You only need to worry about selectivity of secondary (non clustered) indexes, since the primary (clustered) index will always have a selectivity of 1. How selective a secondary index needs to be varies a lot - for one; it depends on the width of the index versus the width of the row. It also depends on if you have memory fit, since if secondary keys don't "follow" the primary key, it may cause random IO to look up each of the rows from the clustered index.

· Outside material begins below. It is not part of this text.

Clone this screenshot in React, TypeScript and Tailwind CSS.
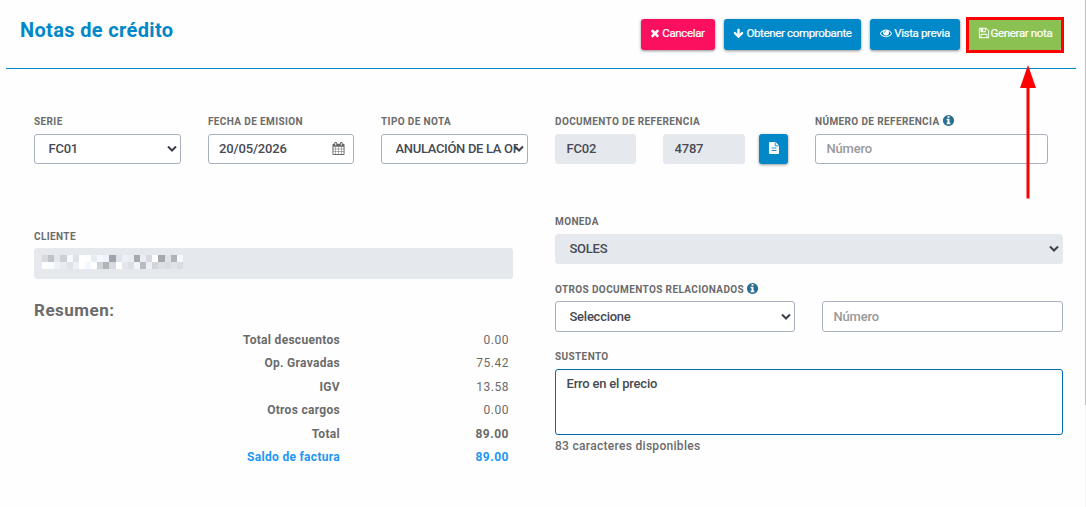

what is the performance characteristic for Unique Indexes in Mysql and Indexes in general in MySQl (like the Primary Key Index):
Given i will insert or update a record in my databse: Will the speed of updating the record (=building/updating the indexes) be different if the table has 10 Thousand records compared to 100 Million records. Or said differently, does the Index buildingtime after changing one row depend on the total indexsize?
Does this also apply for any other indexes in Mysql like the Primary Key index?
Thank you very much
Tom
Most indexes in MySQL are really the same internally -- they're B-tree data structures. As such, updating a B-tree index is an O(log n) operation. So it does cost more as the number of entries in the index increases, but not badly.
In general, the benefit you get from an index far outweighs the cost of updating it.
A typical MySQL implementation of an index is as a set of sorted values (not sure if any storage engine uses different strategies, but I believe this holds for the popular ones) -- therefore, updating the index inevitably takes longer as it grows. However, the slow-down need not be all that bad -- locating a key in a sorted index of N keys is O(log N), and it's possible (though not trivial) to make the update O(1) (at least in the amortized sense) after the finding. So, if you square the number of records as in your example, and you pick a storage engine with highly optimized implementation, you could reasonably hope for the index update to take only twice as long on the big table as it did on the small table.
Note that if new primary key values are always larger than the previous (i.e. autoincrement integer field), your index will not need to be rebuilt.